On Jan. 5, 2012, Sen. Charles Schumer breezed into Buffalo’s Roswell
Park Cancer Institute for a press conference to promote his plan for
ending chronic shortages of generic prescription drugs. The centerpiece:
stiff penalties for so-called “gray market” drug distributors.
Since
then, little has changed. While the FDA claims success in preventing
new shortages, nearly 300 critical drugs – including injectable
chemotherapy agents, antibiotics, anesthetics and nutritional IV
solutions – remain scarce. In a throwback to the disgraced Soviet
economic system, providers are rationing drugs, many patients are dying
and countless others are being forced to rely on less-effective
medications. Lately, hospitals have been foraging for emergency supplies
of sterile saline solution, aka salt water.
In fact, Schumer is
part of the problem. He neglected to point out at Roswell Park that the
anticompetitive contracting practices, self-dealing and kickbacks of
giant hospital group purchasing organizations, or GPOs, are the real
root cause of this public health emergency. These practices have been
documented in four Senate Antitrust Subcommittee hearings, numerous
media reports, government investigations, lawsuits and independent
studies.
GPOs control buying for up to $300 billion annually in
drugs, devices and supplies for some 5,000 acute care hospitals. Under
their “pay-to-play” scheme, these cartels award suppliers exclusive
contracts in return for outrageous fees, thereby reducing the number of
manufacturers to one or two for many drugs and crippling the ability of
others to maintain quality. The result: shuttered plants and
skyrocketing prices.
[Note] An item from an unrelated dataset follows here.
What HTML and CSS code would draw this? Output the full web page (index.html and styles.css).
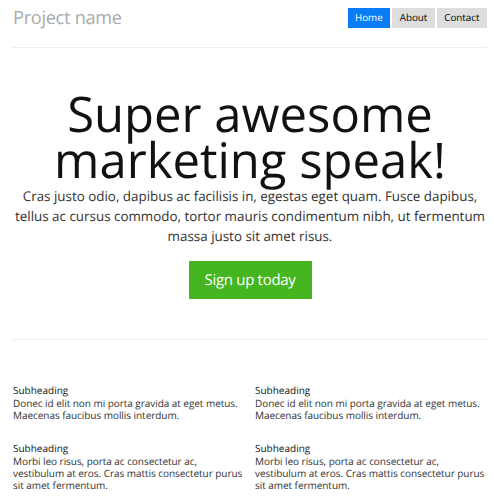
FILE: index.html
```html
<!DOCTYPE html>
<html>
<head>
<meta charset="utf-8">
<link rel="stylesheet" href="styles.css">
</head>
<body>
<div class="container">
  <header class="masthead">
    <h3 class="brand">Project name</h3>
    <nav class="nav">
      <a class="nav-item active" href="#">Home</a>
      <a class="nav-item" href="#">About</a>
      <a class="nav-item" href="#">Contact</a>
    </nav>
  </header>
  <section class="hero">
    <h1 class="hero-title">Super awesome marketing speak!</h1>
    <p class="lead">Cras justo odio, dapibus ac facilisis in, egestas eget quam. Fusce dapibus, tellus ac cursus commodo, tortor mauris condimentum nibh, ut fermentum massa justo sit amet risus.</p>
    <a class="btn-signup" href="#">Sign up today</a>
  </section>
  <section class="marketing">
    <div class="col">
      <div class="item">
        <h4 class="sub">Subheading</h4>
        <p class="text">Donec id elit non mi porta gravida at eget metus. Maecenas faucibus mollis interdum.</p>
      </div>
      <div class="item">
        <h4 class="sub">Subheading</h4>
        <p class="text">Morbi leo risus, porta ac consectetur ac, vestibulum at eros. Cras mattis consectetur purus sit amet fermentum.</p>
      </div>
    </div>
    <div class="col">
      <div class="item">
        <h4 class="sub">Subheading</h4>
        <p class="text">Donec id elit non mi porta gravida at eget metus. Maecenas faucibus mollis interdum.</p>
      </div>
      <div class="item">
        <h4 class="sub">Subheading</h4>
        <p class="text">Morbi leo risus, porta ac consectetur ac, vestibulum at eros. Cras mattis consectetur purus sit amet fermentum.</p>
      </div>
    </div>
  </section>
</div>
</body>
</html>
```
FILE: styles.css
```css
* { box-sizing: border-box; }
html, body { margin: 0; padding: 0; background: #fff; }
body {
  font-family: "Open Sans", "Noto Sans", sans-serif;
  color: #333;
  text-rendering: geometricPrecision;
}
.container {
  padding: 0 7px 0 13px;
}
.masthead {
  display: flex;
  justify-content: space-between;
  align-items: flex-start;
  padding-top: 8px;
  height: 48px;
  border-bottom: 1px solid #eee;
}
.brand {
  margin: 0;
  font-size: 18.2px;
  line-height: 20px;
  font-weight: normal;
  letter-spacing: -0.3px;
  color: #aaa;
}
.nav {
  display: flex;
  gap: 2px;
}
.nav-item {
  display: block;
  height: 20px;
  line-height: 20px;
  padding: 0 7.5px;
  font-size: 9.8px;
  color: #000;
  text-decoration: none;
  background: #ddd;
}
.nav-item.active {
  background: #0a7cf5;
  color: #fff;
}
.hero {
  text-align: center;
  padding-top: 43px;
  height: 292px;
  border-bottom: 1px solid #eee;
}
.hero-title {
  margin: 0 auto;
  font-size: 49px;
  line-height: 46px;
  font-weight: normal;
  color: #111;
  max-width: 400px;
}
.lead {
  margin: 3px 0 15px;
  font-size: 13.4px;
  line-height: 20px;
  color: #333;
}
.btn-signup {
  display: inline-block;
  width: 123px;
  height: 38px;
  line-height: 38px;
  background: #45b520;
  color: #fff;
  font-size: 15px;
  letter-spacing: -0.3px;
  text-decoration: none;
}
.marketing {
  display: grid;
  grid-template-columns: 1fr 1fr;
  column-gap: 10px;
  padding-top: 43px;
}
.item {
  margin-bottom: 20px;
}
.sub {
  margin: 0;
  font-size: 10px;
  line-height: 14px;
  font-weight: 500;
  color: #111;
}
.text {
  margin: 0;
  font-size: 10px;
  line-height: 12px;
  letter-spacing: -0.05px;
  color: #333;
}
```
A Feb. 10 report by the Government Accountability
Office, the investigative arm of Congress, cited GPOs as a “potential
underlying cause.” No lawmaker has defended this perverse system more
vehemently than Schumer.
How could this happen? In 1987, Congress
enacted the misguided Medicare anti-kickback “safe harbor” statute,
which exempted buying groups from criminal penalties for taking vendor
kickbacks. In 2005, former Sens. Mike DeWine, R-Ohio, and Herb Kohl,
D-Wis., then chairman and ranking member, respectively, of the antitrust
panel, circulated a draft bill that would have repealed the safe harbor
and restored market competition to hospital purchasing. That arguably
would have prevented the shortages altogether. But Schumer, acting on
behalf of his campaign contributors at the Greater New York Hospital
Association, itself a GPO, ran interference. At a 2006 hearing, he
lambasted his colleagues for even holding the hearing, declaring, “This
is getting to the point of absurdity here …!”
The real absurdity
is that American drug makers can no longer provide reliable supplies of
inexpensive, lifesaving medications to millions of patients.